Xie Zhen, author of the poetry critique Siming shihua 四溟詩話, explained that one had to read poems intensively, in order to grasp their spirit, to sing them in search for the right mode, and ponder on them, in order to praise their excellence. When considering these points, it was not necessary to imitate Tang period poetry very strictly. It was in Xie's opinion quite important to write poems that gave the reader a superb awareness (chao wu 超悟) and met his taste and inspiration (xingqu 興趣). This was something quite different that the 'imitism' of Li Panglong, who hailed the old writings with the word that "looking at the refined wording of ancient texts, how could any principles in them be lost" (shi gu xiu ci, ning shi zhu li 視古修辭,寧失諸理)? Yet he saw the only appreciable contemporary writer in Li Mengyang 李夢陽, a member of the Former Seven Masters. Li's Gu yuefu 古樂府 was chapter by chapter, phrase by phrase written as if it dated from the Han period, without a single trace of the author’s own spirit.
While Zong Chen must be called a competent prose writer, as author of the Bao Liu Yizhang shu 報劉一丈書, Xu Zhongxuang and Wu Guolun were just mediocre poets. Experts on Ming period poetry, as Chen Zilong 陳子龍 (compiler of Mingshi xuan 明詩選) and Hu Yinglin 胡應鱗 (compiler of Shisou 詩藪) harshly criticized their works.

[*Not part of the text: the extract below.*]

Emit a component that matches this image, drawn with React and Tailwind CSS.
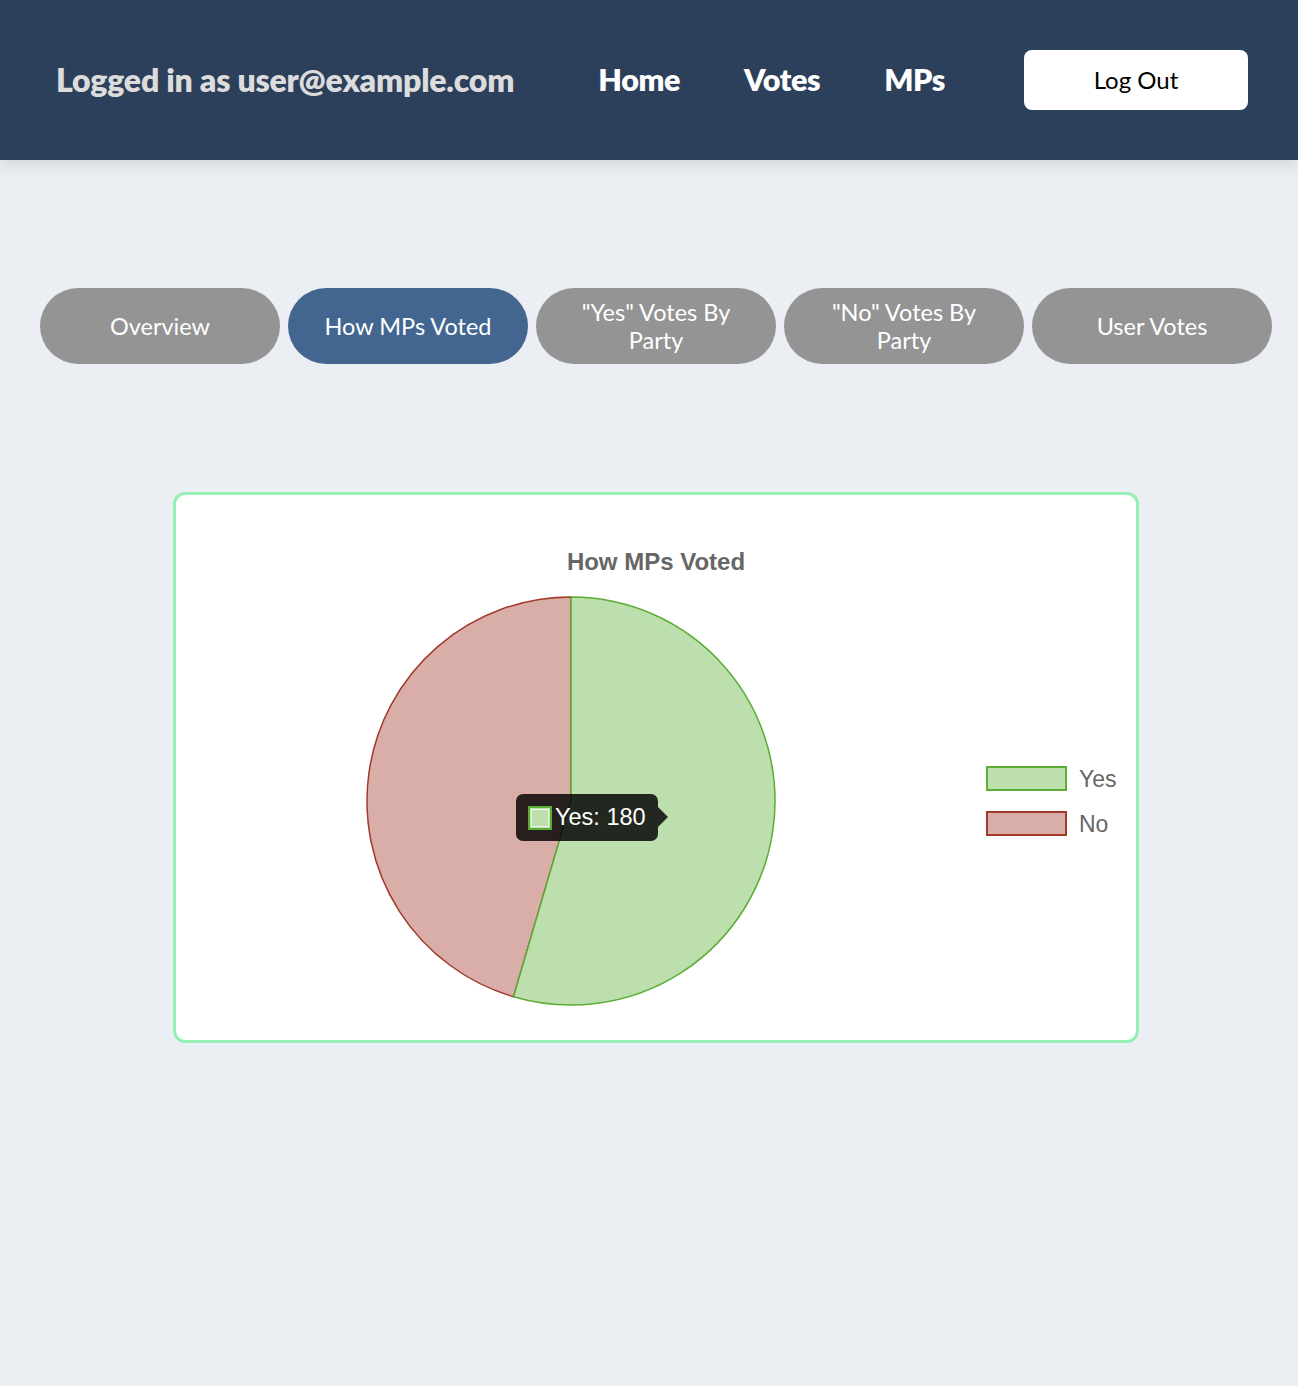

Liang Youyu soon left the group and joined a team of poets from his hometown, Ou Daren 歐大任, Li Minbiao 黎民表, Du Wan 吳旦 and Li Shixing 李時行, which were known as the "Later Five Masters of the Southern Garden" (Nanyuan hou wu xiansheng 南園後五先生). Their poems breathe the rich spirit of southern China, and are free from the search to imitate older models.